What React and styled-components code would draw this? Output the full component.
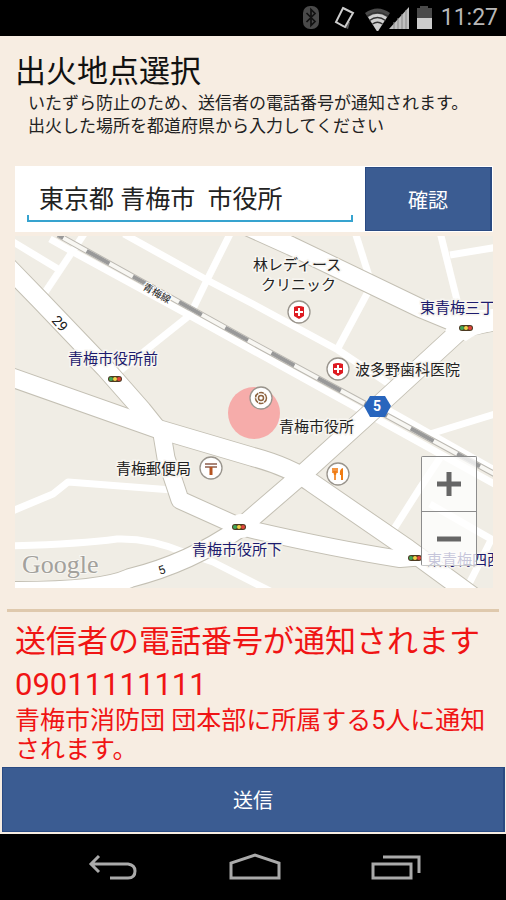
import React from 'react';
import styled, { createGlobalStyle } from 'styled-components';

const minorRoads = [
    'M10 240 L58 269',
    'M84 234 L44 294',
    'M50 239 L75 253 L185 313 L500 487',
    'M124 234 L207 280 L253 304 L338 350 L392 386',
    'M231 232 L207 280 L190 315 L116 374',
    'M355 232 L369 276',
    'M369 290 L338 348',
    'M440 232 L457 300',
    'M450 255 L498 247',
    'M430 434 L498 413',
    'M388 410 L498 472',
    'M392 532 L420 488 L440 458',
    'M430 504 L498 543',
    'M491 540 L466 590',
    'M10 512 L53 494 L68 482 L172 490',
    'M10 546 Q80 544 117 539 Q150 538 183 552 L213 562 L272 592',
];

const majorRoads = [
    { d: 'M5 264 L40 300 L105 368 L142 410 L158 430', w: 18 },
    { d: 'M162 434 L166 458 L180 500 L240 527', w: 17 },
    { d: 'M5 375 L158 429 L253 457 Q290 467 312 483 L408 549 L475 598', w: 18 },
    { d: 'M240 527 Q330 548 400 559 L425 557', w: 16 },
    { d: 'M466 325 L380 404 L305 472 L240 528 Q190 563 130 578 Q100 592 5 591', w: 18 },
    { d: 'M240 223 L291 246 L420 308 L466 327 L500 320', w: 18 },
];

const labels = [
    { x: 253, y: 270, text: '林レディース' },
    { x: 261, y: 290, text: 'クリニック' },
    { x: 355, y: 375, text: '波多野歯科医院' },
    { x: 279, y: 432, text: '青梅市役所' },
    { x: 116, y: 474, text: '青梅郵便局' },
    { x: 420, y: 313, text: '東青梅三丁', crossing: true },
    { x: 68, y: 364, text: '青梅市役所前', crossing: true },
    { x: 192, y: 555, text: '青梅市役所下', crossing: true },
    { x: 427, y: 565, text: '東青梅四西', crossing: true },
];

const signals = [[115, 379], [466, 328], [239, 527], [415, 558]];

const railLine = 'M58 235 L253 343 L371 407 L498 476';

const StatusIcons = () => (
    <svg width="134" height="26" viewBox="302 5 134 26" aria-hidden="true">
        <rect x="305" y="6" width="16" height="23" rx="7" fill="#4a4a4a" />
        <path d="M308.5 13 L317 21.5 L313 25.5 V9.500 L317 13.5 L308.5 22" fill="none" stroke="#111" strokeWidth="1.7" />
        <path d="M337 21 L343 26 L350 29 L352 22 Z" fill="#555" />
        <path d="M345 8 L355 13 L347 27 L338 22 Z" fill="#000" stroke="#ccc" strokeWidth="2" />
        <path d="M367 13 Q379.5 4 392 13 L379.5 32 Z" fill="#4a4a4a" />
        <path d="M370 17 Q379.5 10.5 389 17 L379.5 32 Z" fill="#d0d0d0" />
        <path d="M369 16 Q379.5 9 390 16 M371.5 20.5 Q379.5 14.5 387.5 20.5 M374.5 24 Q379.5 20.5 384.5 24" fill="none" stroke="#333" strokeWidth="1.5" />
        <path d="M411 7 V29 H391 Z" fill="#c0c0c0" />
        <path d="M396 22 V29 M400 18 V29 M404 14 V29 M408 10 V29" stroke="#888" />
        <path d="M419 8 H422 V6 H430 V8 H434 V19 H419 Z" fill="#4a4a4a" />
        <path d="M419 18 H434 V29 H419 Z" fill="#ccc" />
    </svg>
);

const Pin = ({ x, y, children }) => (
    <g transform={`translate(${x} ${y})`}>
        <circle r="11" fill="#fff" stroke="#99948c" strokeWidth="1.3" />
        {children}
    </g>
);

const Hospital = () => (
    <>
        <path d="M-5 -5 Q0 -7 5 -5 V4 L0 7 L-5 4 Z" fill="#de1b22" />
        <path d="M0 -4 V4 M-4 0 H4" stroke="#fff" strokeWidth="2" />
    </>
);

const StreetMap = () => (
    <MapDrawing viewBox="15 236 478 352" preserveAspectRatio="xMidYMid slice" role="img" aria-label="青梅市役所周辺の地図">
        <rect x="-500" y="236" width="1500" height="352" fill="#f0ede5" />
        <g fill="none" stroke="#fff" strokeWidth="7" strokeLinejoin="round">
            {minorRoads.map((d) => <path key={d} d={d} />)}
        </g>
        <g fill="none" stroke="#c4c0b4" strokeLinejoin="round">
            {majorRoads.map(({ d, w }) => <path key={d} d={d} strokeWidth={w + 2} />)}
        </g>
        <g fill="none" stroke="#fff" strokeLinejoin="round">
            {majorRoads.map(({ d, w }) => <path key={d} d={d} strokeWidth={w} />)}
        </g>
        <path d="M445 331 L466 341 Q476 333 494 331 V309 L455 312 Z" fill="#fff" />
        <circle cx="241" cy="526" r="12" fill="#fff" />

        {/* 線路 */}
        <g fill="none">
            <path d={railLine} stroke="#bcb9b2" strokeWidth="6" />
            <path d={railLine} stroke="#f8f7f3" strokeWidth="4" />
            <path d={railLine} stroke="#999" strokeWidth="4" strokeDasharray="26 26.8" strokeDashoffset="20" />
        </g>

        <circle cx="254" cy="413" r="26" fill="#f5a9a7" fillOpacity="0.95" />
        <Pin x={261} y={398}>
            <circle r="5.5" fill="none" stroke="#8d6340" strokeWidth="1.5" strokeDasharray="5 0.8" />
            <circle r="2.5" fill="none" stroke="#8d6340" strokeWidth="1.5" />
        </Pin>
        <Pin x={299} y={312}><Hospital /></Pin>
        <Pin x={338} y={369}><Hospital /></Pin>
        <Pin x={211} y={468}>
            <path d="M-6 -4 H6 M-6 -1 H6" fill="none" stroke="#a98578" strokeWidth="2" />
            <path d="M0 -1 V7" fill="none" stroke="#b5531f" strokeWidth="3" />
        </Pin>
        <Pin x={338} y={474}>
            <path d="M-5 -6 V-1 M-3 -6 V-1 M-1 -6 V-1 M-3 -1 V6" fill="none" stroke="#f07c13" strokeWidth="1.6" />
            <path d="M-5 -3 H-1 L-2 1 H-4 Z M5 -6 Q1 -5 2 1 H3 V6 H5 Z" fill="#f07c13" />
        </Pin>

        <path d="M364 406 L370 396 H385 L391 406 L385 417 H370 Z" fill="#2865bd" />
        <ShieldText x="377" y="411">5</ShieldText>

        {signals.map(([x, y]) => (
            <g key={x} transform={`translate(${x} ${y})`}>
                <rect x="-7" y="-3" width="14" height="6" rx="3" fill="#4b3a20" />
                <circle cx="-4" r="2" fill="#3fa757" />
                <circle r="2" fill="#f3d34a" />
                <circle cx="4" r="2" fill="#e0453a" />
            </g>
        ))}

        {labels.map(({ x, y, text, crossing }) => (
            <PlaceName key={text} x={x} y={y} $crossing={crossing}>{text}</PlaceName>
        ))}
        <RoadName transform="translate(51 321) rotate(48)" $size={14}>29</RoadName>
        <RoadName transform="translate(160 575) rotate(-20)" $size={12}>5</RoadName>
        <RoadName transform="translate(142 289) rotate(29)" $size={10}>青梅線</RoadName>
        <Attribution x="22" y="573">Google</Attribution>
    </MapDrawing>
);

const App = () => {
    const [place, setPlace] = React.useState('東京都 青梅市  市役所');

    return (
        <Screen>
            <GlobalStyle />
            <StatusBar>
                <StatusIcons />
                <Clock>11:27</Clock>
            </StatusBar>

            <Content>
                <Title>出火地点選択</Title>
                <Guide>
                    いたずら防止のため、送信者の電話番号が通知されます。<br />
                    出火した場所を都道府県から入力してください
                </Guide>

                <SearchForm onSubmit={(e) => e.preventDefault()}>
                    <InputBox>
                        <Input aria-label="出火場所" value={place} onChange={(e) => setPlace(e.target.value)} />
                    </InputBox>
                    <ConfirmBtn>確認</ConfirmBtn>
                </SearchForm>

                <MapArea>
                    <StreetMap />
                    <ZoomControl>
                        <ZoomBtn type="button" aria-label="拡大">
                            <svg width="24" height="24" viewBox="0 0 24 24"><path d="M12 0 V24 M0 12 H24" stroke="#666" strokeWidth="5" /></svg>
                        </ZoomBtn>
                        <ZoomBtn type="button" aria-label="縮小">
                            <svg width="24" height="24" viewBox="0 0 24 24"><path d="M0 12 H24" stroke="#666" strokeWidth="5" /></svg>
                        </ZoomBtn>
                    </ZoomControl>
                </MapArea>
            </Content>

            <Divider />

            <Notice>
                <Warning>送信者の電話番号が通知されます</Warning>
                <Warning>09011111111</Warning>
                <Detail>青梅市消防団 団本部に所属する5人に通知されます。</Detail>
            </Notice>

            <SendBtn type="button">送信</SendBtn>

            <NavBar>
                <NavBtn aria-label="戻る">
                    <svg width="52" height="32" viewBox="0 0 52 32" fill="none" stroke="#aaa" strokeWidth="3">
                        <path d="M12 3 L4 11 L12 19 M4 11 H41 Q48 12 48 18 Q48 25 41 25 H23" />
                    </svg>
                </NavBtn>
                <NavBtn aria-label="ホーム">
                    <svg width="52" height="32" viewBox="0 0 52 32" fill="none" stroke="#aaa" strokeWidth="3">
                        <path d="M2 25 V10 L26 2 L50 10 V25 Z" />
                    </svg>
                </NavBtn>
                <NavBtn aria-label="最近使ったアプリ">
                    <svg width="52" height="32" viewBox="0 0 52 32" fill="none" stroke="#aaa" strokeWidth="3">
                        <path d="M3 11 H41 V25 H3 Z M13 4 H49 V20" />
                    </svg>
                </NavBtn>
            </NavBar>
        </Screen>
    );
};

const GlobalStyle = createGlobalStyle`
    body {
        margin: 0;
        background-color: #f7ede2;
        font-family: Roboto, "Noto Sans CJK JP", sans-serif;
    }
    * {
        box-sizing: border-box;
    }
    button, input {
        font-family: inherit;
    }
`;

const Screen = styled.div`
    display: flex;
    flex-direction: column;
    min-height: 100vh;
`;

const StatusBar = styled.header`
    display: flex;
    align-items: center;
    justify-content: flex-end;
    gap: 7px;
    height: 36px;
    padding-right: 8px;
    background-color: #000;
`;

const Clock = styled.span`
    color: #b8b8b8;
    font-size: 23px;
    line-height: 36px;
`;

const Content = styled.main`
    padding: 17px 13px 0 15px;
`;

const Title = styled.h1`
    margin: 0;
    font-size: 31px;
    font-weight: 400;
    line-height: 38px;
    color: #111;
`;

const Guide = styled.p`
    margin: 0 0 28px;
    padding: 1px 0 0 13px;
    font-size: 17px;
    line-height: 23px;
    white-space: nowrap;
    color: #222;
`;

const SearchForm = styled.form`
    display: flex;
    height: 66px;
    background-color: #fff;
`;

const InputBox = styled.div`
    flex: 1;
    display: flex;
    padding: 8px 12px 10px 12px;
`;

const Input = styled.input`
    width: 100%;
    min-width: 0;
    padding: 0 12px;
    border: 0;
    border-bottom: 2px solid #36a3cf;
    background: linear-gradient(#36a3cf, #36a3cf) left bottom / 2px 5px no-repeat,
        linear-gradient(#36a3cf, #36a3cf) right bottom / 2px 5px no-repeat;
    font-size: 25px;
    color: #222;
    outline: none;
`;

const BlueBtn = styled.button`
    padding: 0;
    border: 1px solid #2a4a82;
    border-right-width: 2px;
    background-color: #3b5c92;
    color: #fff;
    font-size: 20px;
`;

const ConfirmBtn = styled(BlueBtn)`
    width: 127px;
    margin: 1px 1px 1px 0;
`;

const SendBtn = styled(BlueBtn)`
    height: 65px;
    margin: auto 1px 2px 2px;
`;

const MapArea = styled.section`
    position: relative;
    margin-top: 4px;
`;

const MapDrawing = styled.svg`
    display: block;
    width: 100%;
    height: 352px;
`;

const PlaceName = styled.text`
    font-size: 15px;
    fill: ${(props) => (props.$crossing ? '#1d1b6e' : '#222')};
    stroke: #f7f5f0;
    stroke-width: 3px;
    paint-order: stroke;
`;

const RoadName = styled.text`
    font-size: ${(props) => props.$size}px;
    fill: #222;
    stroke: #fff;
    stroke-width: 2px;
    paint-order: stroke;
`;

const ShieldText = styled.text`
    font-size: 14px;
    font-weight: 700;
    text-anchor: middle;
    fill: #fff;
`;

const Attribution = styled.text`
    font-family: "Liberation Serif", serif;
    font-size: 26px;
    fill: #a3a19c;
    stroke: #f7f6f2;
    stroke-width: 2px;
    paint-order: stroke;
`;

const ZoomControl = styled.div`
    position: absolute;
    right: 16px;
    bottom: 22px;
    width: 56px;
    border: 1px solid #8c8c8c;
    border-bottom-color: #c8c8c8;
    border-radius: 2px;
`;

const ZoomBtn = styled.button`
    display: flex;
    align-items: center;
    justify-content: center;
    width: 100%;
    height: 54px;
    padding: 0;
    border: 0;
    background-color: rgba(255, 255, 255, 0.75);

    & + & {
        border-top: 1px solid #8c8c8c;
    }
`;

const Divider = styled.hr`
    width: calc(100% - 14px);
    height: 3px;
    margin: 21px auto 0;
    border: 0;
    background-color: #dfc9ad;
`;

const Notice = styled.section`
    padding: 8px 14px 2px 15px;
    color: #f01414;
`;

const Warning = styled.p`
    margin: 0;
    font-size: 31px;
    line-height: 43px;
`;

const Detail = styled.p`
    margin: 0;
    font-size: 25px;
    line-height: 29px;
`;

const NavBar = styled.nav`
    display: flex;
    align-items: center;
    justify-content: space-between;
    height: 66px;
    padding: 0 84px 0 87px;
    background-color: #000;
`;

const NavBtn = styled.button`
    display: flex;
    padding: 4px 0 0;
    border: 0;
    background: none;
`;

export default App;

________________

Skip the pictures, please, and transcribe only the lines from the beginning of the material through the one that contains "const railLine = 'M58".

What React and styled-components code would draw this? Output the full component.
import React from 'react';
import styled, { createGlobalStyle } from 'styled-components';

const minorRoads = [
    'M10 240 L58 269',
    'M84 234 L44 294',
    'M50 239 L75 253 L185 313 L500 487',
    'M124 234 L207 280 L253 304 L338 350 L392 386',
    'M231 232 L207 280 L190 315 L116 374',
    'M355 232 L369 276',
    'M369 290 L338 348',
    'M440 232 L457 300',
    'M450 255 L498 247',
    'M430 434 L498 413',
    'M388 410 L498 472',
    'M392 532 L420 488 L440 458',
    'M430 504 L498 543',
    'M491 540 L466 590',
    'M10 512 L53 494 L68 482 L172 490',
    'M10 546 Q80 544 117 539 Q150 538 183 552 L213 562 L272 592',
];

const majorRoads = [
    { d: 'M5 264 L40 300 L105 368 L142 410 L158 430', w: 18 },
    { d: 'M162 434 L166 458 L180 500 L240 527', w: 17 },
    { d: 'M5 375 L158 429 L253 457 Q290 467 312 483 L408 549 L475 598', w: 18 },
    { d: 'M240 527 Q330 548 400 559 L425 557', w: 16 },
    { d: 'M466 325 L380 404 L305 472 L240 528 Q190 563 130 578 Q100 592 5 591', w: 18 },
    { d: 'M240 223 L291 246 L420 308 L466 327 L500 320', w: 18 },
];

const labels = [
    { x: 253, y: 270, text: '林レディース' },
    { x: 261, y: 290, text: 'クリニック' },
    { x: 355, y: 375, text: '波多野歯科医院' },
    { x: 279, y: 432, text: '青梅市役所' },
    { x: 116, y: 474, text: '青梅郵便局' },
    { x: 420, y: 313, text: '東青梅三丁', crossing: true },
    { x: 68, y: 364, text: '青梅市役所前', crossing: true },
    { x: 192, y: 555, text: '青梅市役所下', crossing: true },
    { x: 427, y: 565, text: '東青梅四西', crossing: true },
];

const signals = [[115, 379], [466, 328], [239, 527], [415, 558]];

const railLine = 'M58 235 L253 343 L371 407 L498 476';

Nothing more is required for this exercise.